Much attention has been given to whether Japan will participate in the Korea-US Nuclear Consultative Group, as President Yoon mentioned during a joint press briefing with Japanese Prime Minister Fumio Kishida earlier this month that he does not rule out Japan's future participation in consultations. The nuclear consultation group guarantees South Korea's participation in the process of US extended deterrence in the case of emergencies, such as the threat of North Korean nuclear missiles.

However, experts predicted that the leaders would not extensively discuss this matter during the summit, although such discussions may be initiated.

“The essence of Yoon’s words at the time was in the next sentence, that the nuclear consultative group is a ‘bilateral’ agreement between Korea and the US,” Choi said. She expressed doubt about the merit of a transition to a multilateral agreement.

Cheong Seong-chang, the director of the Department of Reunification Strategy Studies at the Sejong Institute, said, "The NCG between Korea and the US has not even been officially launched, so making a sudden decision at the G-7 summit seems to be impossible."

"The NCG is a sort of gift given to Yoon by President Joe Biden. The reason the US agreed to grant it to South Korea is to address the demand for nuclear armament in Korea. However, Japan does not have the same demand for nuclear armament as Korea," Cheong said.

"Nevertheless, Japan can express its intention to participate in the NCG in the long term, so further discussion is necessary,” he said. “The US wants Korea-Japan relations to be like Korea-US or US-Japan. If Japan makes such a proposal, the US will consider it positively, even if it cannot accept it right away.”
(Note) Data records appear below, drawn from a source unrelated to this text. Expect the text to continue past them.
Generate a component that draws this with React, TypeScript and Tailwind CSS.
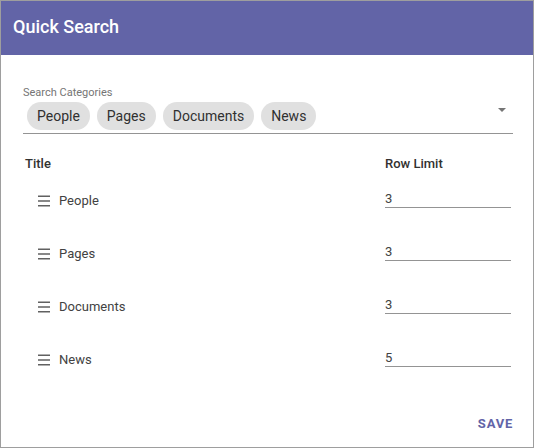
import React from 'react';

const categories = ['People', 'Pages', 'Documents', 'News'];

const rows = [
  { title: 'People', limit: '3' },
  { title: 'Pages', limit: '3' },
  { title: 'Documents', limit: '3' },
  { title: 'News', limit: '5' },
];

const DragHandle: React.FC = () => (
  <svg width="12" height="12" viewBox="0 0 12 12" className="shrink-0">
    <rect x="0" y="0.5" width="12" height="1.5" fill="#616161" />
    <rect x="0" y="5.25" width="12" height="1.5" fill="#616161" />
    <rect x="0" y="10" width="12" height="1.5" fill="#616161" />
  </svg>
);

const App: React.FC = () => {
  return (
    <div
      className="flex h-[448px] w-[534px] flex-col border border-[#9e9e9e] bg-white"
      style={{ fontFamily: 'Roboto, "Liberation Sans", sans-serif' }}
    >
      {/* header */}
      <div className="flex h-[54px] shrink-0 items-center bg-[#6264a7] pb-[4px] pl-[12px]">
        <h1 className="text-[18px] font-medium text-white">Quick Search</h1>
      </div>

      <div className="flex flex-1 flex-col pl-[22px] pr-[20px]">
        {/* category select */}
        <div className="mt-[31px] text-[11px] leading-[13px] text-[#757575]">Search Categories</div>
        <div className="mt-[3px] flex border-b border-[#949494] pb-[3px]">
          <div className="ml-[4px] flex flex-1 gap-[7px]">
            {categories.map((c) => (
              <span
                key={c}
                className="flex h-[28px] items-center rounded-full bg-[#e0e0e0] px-[10px] text-[14px] text-[#303030]"
              >
                {c}
              </span>
            ))}
          </div>
          <svg width="8" height="4" viewBox="0 0 8 4" className="mr-[7px] mt-[6px]">
            <path d="M0 0h8L4 4z" fill="#757575" />
          </svg>
        </div>

        {/* table */}
        <div className="mt-[23px] grid grid-cols-[362px_126px] text-[13px] font-medium leading-[14px] text-[#323130]">
          <div className="pl-[2px]">Title</div>
          <div>Row Limit</div>
        </div>

        {rows.map((r) => (
          <div key={r.title} className="grid h-[53px] grid-cols-[362px_126px]">
            <div className="flex items-center self-start pl-[15px] pt-[22px]">
              <DragHandle />
              <span className="ml-[9px] text-[13px] leading-[15px] text-[#424242]">{r.title}</span>
            </div>
            <div className="self-start border-b border-[#949494] pb-[1px] pt-[20px] text-[13px] leading-[15px] text-[#424242]">
              {r.limit}
            </div>
          </div>
        ))}

        <div className="mt-auto mb-[16px] flex justify-end">
          <button className="text-[13px] font-bold leading-[15px] tracking-[0.06em] text-[#6264a7]">SAVE</button>
        </div>
      </div>
    </div>
  );
};

export default App;
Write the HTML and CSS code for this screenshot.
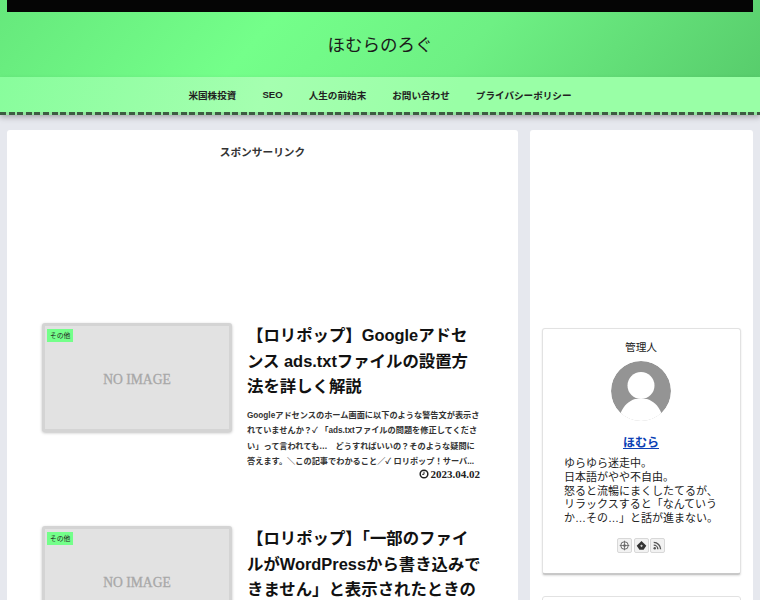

In a regular briefing on May 8, Vedant Patel, senior deputy spokesman for the US State Department, responded to a question about the possibility of creating a new Korea-US-Japan consultative body on extended deterrence, saying, “We, of course, welcome increased collaboration between our partners in the ROK and our partners in Japan, as well as increased (trilateral) collaboration, as well. We believe all of these things are good for all three of our countries.”